7. The circuit according to claim 2, wherein the digital filter further includes:

a second digital lowpass filter for receiving the digital value signal provided by the A/D converter and providing a third filtered digital value signal to the first digital low boost filter in order to cope with aliasing in the first digital low boost filter.

8. The circuit according to claim 2, wherein the digital filter further includes:

a second digital lowpass filter for receiving the digital value signal provided by the A/D converter and enabling passage of only a digital value signal having a frequency component that is lower than the filter frequency of the first digital low boost filter to generate a third filtered digital value signal; and

a switching circuit for selectively providing the digital value signal provided by the A/D converter and the third filtered digital value signal to the first digital lowpass filter and the first digital low boost filter.

9. The circuit according to claim 8, wherein the digital filter further includes:

a third digital lowpass filter for receiving the digital value signal provided by the A/D converter and providing a fourth filtered digital value signal to the first digital low boost filter and the second digital lowpass filter in order to cope with aliasing in the first digital low boost filter and the second digital lowpass filter.

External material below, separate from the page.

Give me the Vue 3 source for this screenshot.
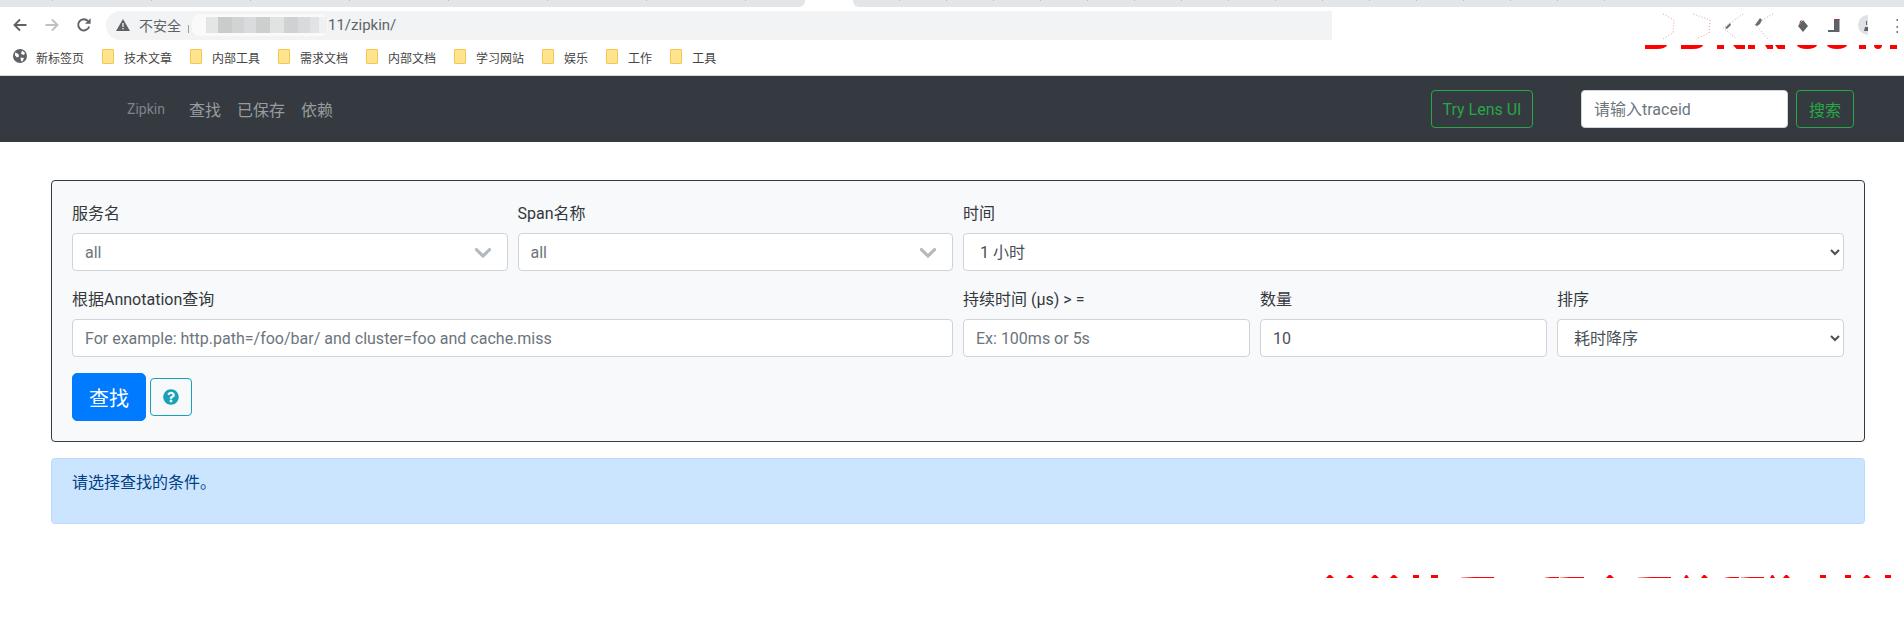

10. The circuit according to claim 8, wherein the digital value signal has a DC component, and the second digital lowpass filter enables passage of only a digital value signal having a frequency component very close to the DC component.

11. The circuit according to claim 8, wherein the switching circuit provides the third filtered digital value signal to the first digital lowpass filter and the first digital low boost filter when the amplitude of the analog input signal suddenly becomes small.